Molinaro a disposé de beaux moyens matériels pour adapter le roman et surtout d'un minimum de temps : un peu plus de 3 heures, en deux épisodes diffusés en deux jours consécutifs lors de la première diffusion, ce qui permet de donner un récit à peu près intact et d'en respecter le rythme ; autant qu'il m'en souvienne, il n'a pas eu à faire l'impasse sur des épisodes importants, ce qui permet de conserver une agréable cohérence. Il a eu surtout le mérite de respecter l'acidité du récit de Dutourd, ce qui ne serait peut-être pas possible dans notre vertueux aujourd'hui.Je m'explique : le roman a été publié en septembre 1952, c'est-à-dire à un moment très proche du déroulement des événements relatés, un moment où toutes les manigances, les vacheries, les veuleries, les médiocrités racontées étaient encore bien présentes à la mémoire des lecteurs ; je sais bien que celle-ci a tendance à oublier les petites crapoteries qu'on a commises et à valoriser ses minuscules courageuses réactions pour en faire des actes de résistance, mais enfin on ne peut tout de même pas raconter n'importe quoi, ni faire mine d'oublier qu'on a acclamé le maréchal Pétain en avril 44 avant d'aller applaudir le général de Gaulle au mois d'août et cela avec le même enthousiasme.
D'où l'efficacité du téléfilm qui montre avec un sourire triste mais détaché la réalité des années noires : tout simplement la nécessité de trouver à bouffer chaque jour, de ruser avec les tickets d'alimentation, de se faire quelquefois plaisir en achetant dix fois son prix une douzaine d'œufs ou une livre de beurre. Tristes vicissitudes de nos ventres !Hanin joue plutôt sobrement et Andréa Férréol est gluante et ignoble à souhait ; abjects ? oui, évidemment, mais comment ne pas noter non plus leur complicité amoureuse et leur ardeur au travail ? Comment ne pas voir qu'à de rares exceptions près, ils sont entourés de bonnes gens qui, s'ils étaient crémiers à leur place agiraient à peu près pareillement ?
Et puis j'aime toujours revoir le beau visage triste et déjà suicidaire de Christine Pascal, la petite bonne exploitée…

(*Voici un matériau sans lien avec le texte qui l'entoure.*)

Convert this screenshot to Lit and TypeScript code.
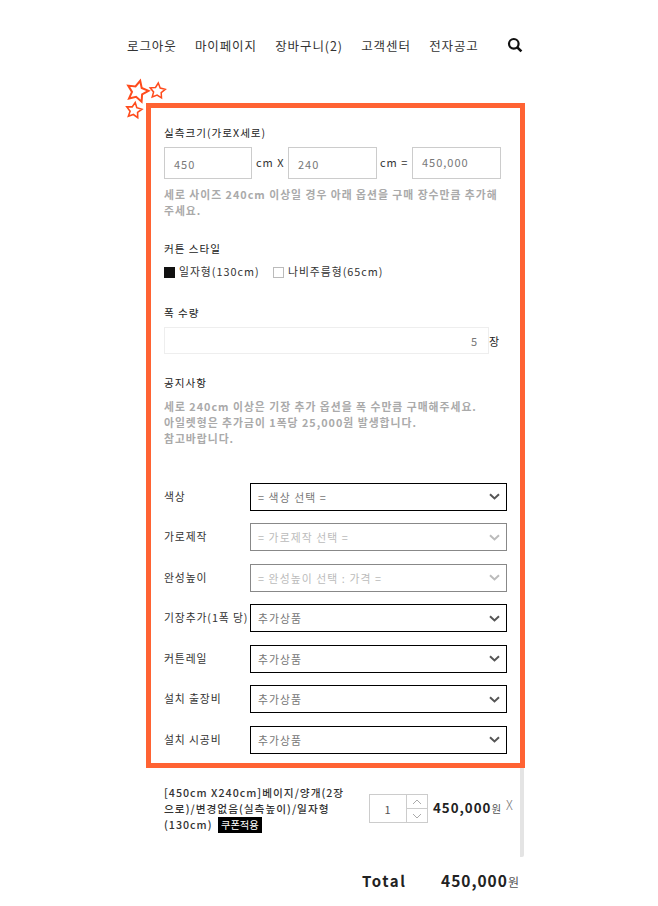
import { LitElement, html, css, svg } from "lit";
import { customElement } from "lit/decorators.js";

const star = (cx: number, cy: number, r: number, w: number, rot: number) => {
  const pts: string[] = [];
  for (let i = 0; i < 10; i++) {
    const a = -Math.PI / 2 + (i * Math.PI) / 5 + rot;
    const rr = i % 2 ? r * 0.5 : r;
    pts.push(`${(cx + rr * Math.cos(a)).toFixed(1)},${(cy + rr * Math.sin(a)).toFixed(1)}`);
  }
  return svg`<polygon points=${pts.join(" ")} fill="none" stroke="#ff4b1c" stroke-width=${w} stroke-linejoin="miter"/>`;
};

const chevron = html`<svg class="chev" width="11" height="7" viewBox="0 0 11 7"><path d="M1 1.2 5.5 5.4 10 1.2" fill="none" stroke="currentColor" stroke-width="2"/></svg>`;

const rows = [
  { label: "색상", text: "= 색상 선택 =", off: false },
  { label: "가로제작", text: "= 가로제작 선택 =", off: true },
  { label: "완성높이", text: "= 완성높이 선택 : 가격 =", off: true },
  { label: "기장추가(1폭 당)", text: "추가상품", off: false },
  { label: "커튼레일", text: "추가상품", off: false },
  { label: "설치 출장비", text: "추가상품", off: false },
  { label: "설치 시공비", text: "추가상품", off: false },
];

@customElement("app-root")
export class AppRoot extends LitElement {
  static styles = css`
    :host {
      display: block;
      width: 658px;
      height: 906px;
      overflow: hidden;
      background: #fff;
      color: #222;
      font-family: "Noto Sans CJK KR", "Noto Sans", sans-serif;
      font-size: 11px;
      letter-spacing: 1px;
    }
    .nav {
      display: flex;
      align-items: center;
      height: 90px;
      padding: 0 0 0 127px;
      font-size: 12.5px;
      color: #333;
      letter-spacing: 0.9px;
    }
    .nav span { margin-right: 18.3px; white-space: nowrap; }
    .nav svg { margin-left: 10px; }
    .wrap { position: relative; margin-left: 146px; width: 379px; }
    .stars { position: absolute; left: -24px; top: -25px; }
    .frame {
      box-sizing: border-box;
      margin-top: 13px;
      height: 665px;
      border: 5px solid #ff6333;
      padding: 16px 13px 0;
    }
    .lab { height: 16px; line-height: 16px; font-size: 10.6px; font-weight: 400; color: #222; white-space: nowrap; }
    .lab.first { line-height: 18px; }
    .sizes { display: flex; align-items: center; margin-top: 7px; height: 32px; }
    .box {
      box-sizing: border-box;
      height: 32px;
      border: 1px solid #ccc;
      color: #777;
      display: flex;
      align-items: center;
      font-size: 11px;
      padding: 1px 0 0 9px;
    }
    .box.w88 { width: 88px; }
    .box.w89 { width: 89px; }
    .box.high { padding: 0 0 2px 9px; }
    .unit { box-sizing: border-box; font-size: 11px; color: #333; margin-top: -3px; white-space: nowrap; }
    .unit.a { width: 36px; padding-left: 4px; }
    .unit.b { width: 35px; padding-left: 3px; }
    .hint { color: #aaa; font-weight: 700; line-height: 16px; margin-top: 7px; font-size: 10.8px; letter-spacing: 1px; white-space: nowrap; }
    .mt-style { margin-top: 23px; }
    .mt-qty { margin-top: 26px; }
    .mt-note { margin-top: 21px; }
    .style { display: flex; align-items: center; height: 16px; margin-top: 6px; color: #333; font-size: 10.8px; }
    .chk { box-sizing: border-box; width: 11px; height: 11px; margin-top: 3px; margin-right: 4px; border: 1px solid #bbb; }
    .chk.on { background: #111; border-color: #111; }
    .lbl1 { width: 94px; }
    .qty { display: flex; align-items: center; margin-top: 6px; }
    .qty .field {
      box-sizing: border-box; width: 325px; height: 27px; border: 1px solid #eee;
      display: flex; align-items: center; justify-content: flex-end; padding-right: 10px; color: #777;
    }
    .rows { margin-top: 36.9px; display: flex; flex-direction: column; gap: 12.5px; }
    .row { display: flex; height: 28px; }
    .row .name { width: 86px; flex: none; white-space: nowrap; line-height: 26px; color: #333; font-size: 10.8px; letter-spacing: 0.9px; }
    .sel {
      box-sizing: border-box; width: 257px; height: 28px; border: 1.5px solid #000;
      display: flex; align-items: center; justify-content: space-between;
      padding: 0 6px 0 7px; color: #777; font-size: 10.8px; letter-spacing: 1.1px;
    }
    .sel.off { border-color: #888; color: #bbb; }
    .sel .chev { color: #555; }
    .sel.off .chev { color: #bbb; }
    .below { position: relative; height: 89px; border-right: 4px solid #e4e4e4; border-radius: 0 0 2px 0; box-sizing: border-box; width: 378px; padding: 17px 0 0 18px; display: flex; }
    .pname { width: 190px; font-size: 10.7px; font-weight: 500; line-height: 16px; height: 48px; color: #333; margin: 0 15px 0 0; flex: none; letter-spacing: 1px; }
    .coupon { display: inline-block; vertical-align: top; background: #000; color: #fff; font-size: 10.3px; line-height: 16px; padding: 0 3px; margin-left: 2px; letter-spacing: 0; font-weight: 400; }
    .stepper { box-sizing: border-box; display: flex; width: 59px; height: 29px; border: 1px solid #ccc; margin-top: 9px; flex: none; }
    .stepper .n { flex: 1; display: flex; align-items: center; justify-content: center; color: #555; }
    .stepper .arrows { width: 20px; border-left: 1px solid #ccc; display: flex; flex-direction: column; }
    .arrows div { flex: 1; display: flex; align-items: center; justify-content: center; }
    .arrows div + div { border-top: 1px solid #ccc; }
    .price { margin-left: 5px; margin-top: 13px; white-space: nowrap; font-size: 13.3px; font-weight: 700; color: #222; line-height: 20px; }
    .price small { font-size: 10.5px; font-weight: 400; color: #555; letter-spacing: 0; }
    .x { margin-left: 5px; margin-top: 10px; color: #777; font-size: 12.5px; font-weight: 300; line-height: 20px; }
    .total { display: flex; align-items: baseline; margin-left: 362px; margin-top: 11px; font-weight: 700; white-space: nowrap; color: #222; line-height: 24px; }
    .total .t { font-size: 15px; width: 79px; letter-spacing: 1.6px; }
    .total .v { font-size: 15.5px; }
    .total small { font-size: 12px; font-weight: 400; color: #555; letter-spacing: 0; }
  `;

  render() {
    return html`
      <div class="nav">
        <span>로그아웃</span><span>마이페이지</span><span>장바구니(2)</span><span>고객센터</span><span>전자공고</span>
        <svg width="16" height="16" viewBox="0 0 16 16"><circle cx="6.8" cy="6.8" r="4.8" fill="none" stroke="#111" stroke-width="2.2"/><path d="M10.3 10.3 14.4 14.4" stroke="#111" stroke-width="2.6"/></svg>
      </div>
      <div class="wrap">
        <svg class="stars" width="46" height="42" viewBox="0 0 46 42">
          ${star(15.5, 13.5, 11, 2, 0.25)}${star(35.5, 13, 8, 1.5, 0.1)}${star(12, 32.5, 8, 1.6, 0.15)}
        </svg>
        <div class="frame">
          <div class="lab first">실측크기(가로X세로)</div>
          <div class="sizes">
            <div class="box w88">450</div>
            <div class="unit a">cm X</div>
            <div class="box w89">240</div>
            <div class="unit b">cm =</div>
            <div class="box w89 high">450,000</div>
          </div>
          <div class="hint">세로 사이즈 240cm 이상일 경우 아래 옵션을 구매 장수만큼 추가해<br />주세요.</div>
          <div class="lab mt-style">커튼 스타일</div>
          <div class="style">
            <div class="chk on"></div><span class="lbl1">일자형(130cm)</span>
            <div class="chk"></div><span>나비주름형(65cm)</span>
          </div>
          <div class="lab mt-qty">폭 수량</div>
          <div class="qty"><div class="field">5</div><span>장</span></div>
          <div class="lab mt-note">공지사항</div>
          <div class="hint">세로 240cm 이상은 기장 추가 옵션을 폭 수만큼 구매해주세요.<br />아일렛형은 추가금이 1폭당 25,000원 발생합니다.<br />참고바랍니다.</div>
          <div class="rows">
            ${rows.map(
              (r) => html`<div class="row">
                <div class="name">${r.label}</div>
                <div class="sel ${r.off ? "off" : ""}"><span>${r.text}</span>${chevron}</div>
              </div>`
            )}
          </div>
        </div>
        <div class="below">
          <div class="pname">[450cm X240cm]베이지/양개(2장<br />으로)/변경없음(실측높이)/일자형<br />(130cm) <span class="coupon">쿠폰적용</span></div>
          <div class="stepper">
            <div class="n">1</div>
            <div class="arrows">
              <div><svg width="10" height="6" viewBox="0 0 10 6"><path d="M1 5 5 1 9 5" fill="none" stroke="#aaa"/></svg></div>
              <div><svg width="10" height="6" viewBox="0 0 10 6"><path d="M1 1 5 5 9 1" fill="none" stroke="#aaa"/></svg></div>
            </div>
          </div>
          <div class="price">450,000<small>원</small></div>
          <div class="x">X</div>
        </div>
      </div>
      <div class="total"><span class="t">Total</span><span class="v">450,000</span><small>원</small></div>
    `;
  }
}
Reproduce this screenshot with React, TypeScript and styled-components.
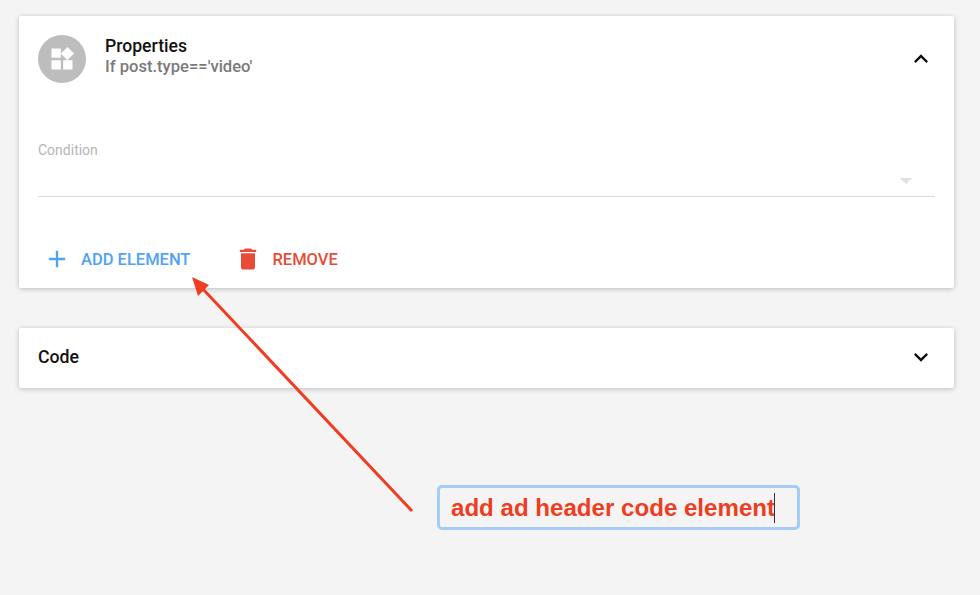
import React from 'react';
import styled, { createGlobalStyle } from 'styled-components';
import { MdAdd, MdDelete, MdKeyboardArrowDown, MdKeyboardArrowUp, MdWidgets } from 'react-icons/md';

const GlobalStyle = createGlobalStyle`
  html, body {
    margin: 0;
    padding: 0;
    background: #f4f4f4;
    font-family: Roboto, "Liberation Sans", sans-serif;
  }
`;

const App = () => {
  return (
    <Page>
      <GlobalStyle />
      <PropertiesCard>
        <CardHeader>
          <Avatar>
            <MdWidgets size={28} />
          </Avatar>
          <Titles>
            <Title>Properties</Title>
            <Subtitle>If post.type=='video'</Subtitle>
          </Titles>
          <Chevron>
            <MdKeyboardArrowUp size={28} />
          </Chevron>
        </CardHeader>
        <Field>
          <FieldLabel>Condition</FieldLabel>
          <SelectRow>
            <SelectArrow />
          </SelectRow>
        </Field>
        <Actions>
          <ActionButton $color="#4fa3f2">
            <MdAdd size={28} />
            Add Element
          </ActionButton>
          <ActionButton $color="#e84c38">
            <MdDelete size={28} />
            Remove
          </ActionButton>
        </Actions>
      </PropertiesCard>

      <CodeCard>
        <CodeTitle>Code</CodeTitle>
        <Chevron>
          <MdKeyboardArrowDown size={28} />
        </Chevron>
      </CodeCard>

      <ArrowOverlay width="980" height="595" viewBox="0 0 980 595">
        <line x1="412" y1="511" x2="201" y2="287" stroke="#f03c20" strokeWidth="3" />
        <polygon points="192,277 209,285 198,296" fill="#f03c20" />
      </ArrowOverlay>

      <Annotation>
        add ad header code element
        <Caret />
      </Annotation>
    </Page>
  );
};

const Page = styled.div`
  position: relative;
  width: 980px;
  height: 595px;
  box-sizing: border-box;
  padding: 16px 26px 0 19px;
  overflow: hidden;
  background: #f4f4f4;
`;

const Card = styled.section`
  background: #fff;
  border-radius: 2px;
  box-shadow: 0 1px 5px rgba(0, 0, 0, 0.24);
`;

const PropertiesCard = styled(Card)`
  height: 272px;
  box-sizing: border-box;
  padding: 19px 19px 0;
  display: flex;
  flex-direction: column;
`;

const CardHeader = styled.header`
  display: flex;
  align-items: center;
  height: 48px;
`;

const Avatar = styled.div`
  width: 48px;
  height: 48px;
  border-radius: 50%;
  background: #bdbdbd;
  color: #fff;
  display: flex;
  align-items: center;
  justify-content: center;
  margin-right: 19px;
`;

const Titles = styled.div`
  flex: 1;
  display: flex;
  flex-direction: column;
  gap: 1px;
  margin-top: -6px;
`;

const Title = styled.div`
  font-size: 17.6px;
  line-height: 20px;
  font-weight: 500;
  color: #111;
`;

const Subtitle = styled.div`
  font-size: 16.6px;
  line-height: 19px;
  font-weight: 500;
  color: #7a7a7a;
`;

const Chevron = styled.div`
  width: 28px;
  height: 28px;
  color: #111;
`;

const Field = styled.div`
  margin-top: 58px;
`;

const FieldLabel = styled.div`
  font-size: 14px;
  line-height: 18px;
  color: #b5b5b5;
`;

const SelectRow = styled.div`
  height: 38px;
  box-sizing: border-box;
  border-bottom: 1px solid #dcdcdc;
  display: flex;
  justify-content: flex-end;
  align-items: center;
  padding: 0 23px 0 0;
`;

const SelectArrow = styled.div`
  width: 0;
  height: 0;
  margin-top: 6px;
  border-left: 6px solid transparent;
  border-right: 6px solid transparent;
  border-top: 6px solid #e0e0e0;
`;

const Actions = styled.div`
  display: flex;
  align-items: center;
  gap: 44px;
  margin-top: 48px;
  margin-left: 5px;
`;

const ActionButton = styled.button<{ $color: string }>`
  display: flex;
  align-items: center;
  gap: 10px;
  padding: 0;
  border: 0;
  background: none;
  color: ${(p) => p.$color};
  font-family: Roboto, "Liberation Sans", sans-serif;
  font-size: 16.5px;
  font-weight: 500;
  text-transform: uppercase;
  height: 28px;
`;

const CodeCard = styled(Card)`
  height: 60px;
  margin-top: 40px;
  box-sizing: border-box;
  padding: 0 19px 2px;
  display: flex;
  align-items: center;
  justify-content: space-between;
`;

const CodeTitle = styled.div`
  font-size: 17.7px;
  font-weight: 500;
  color: #111;
`;

const ArrowOverlay = styled.svg`
  position: absolute;
  left: 0;
  top: 0;
  pointer-events: none;
`;

const Annotation = styled.div`
  position: absolute;
  left: 437px;
  top: 485px;
  width: 363px;
  height: 45px;
  box-sizing: border-box;
  border: 3px solid #a5cbf7;
  border-radius: 5px;
  padding-left: 11px;
  font-family: "Liberation Sans", Arial, sans-serif;
  font-weight: 700;
  font-size: 24.1px;
  line-height: 40px;
  color: #f03c20;
  white-space: nowrap;
`;

const Caret = styled.span`
  position: absolute;
  left: 334px;
  top: 5px;
  width: 1px;
  height: 30px;
  background: #333;
`;

export default App;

3 millions de lettres de dénonciation pour la seule Gironde, écrivez-vous, Lesage ? Ça me semble beaucoup ….
Non, non, Monsieur..Et je vous sais bien mieux placé que moi pour vérifier et confirmer ce chiffre. Je l'ai lu X fois et, très curieusement, tous les accès à cette information sont aujourd'hui Inaccessibles. Surtout sur internet. Mais je pense qu'il est encore (et heureusement) possible à tous de se procurer les livres de Jean Dutourd, pour ne parler que de lui.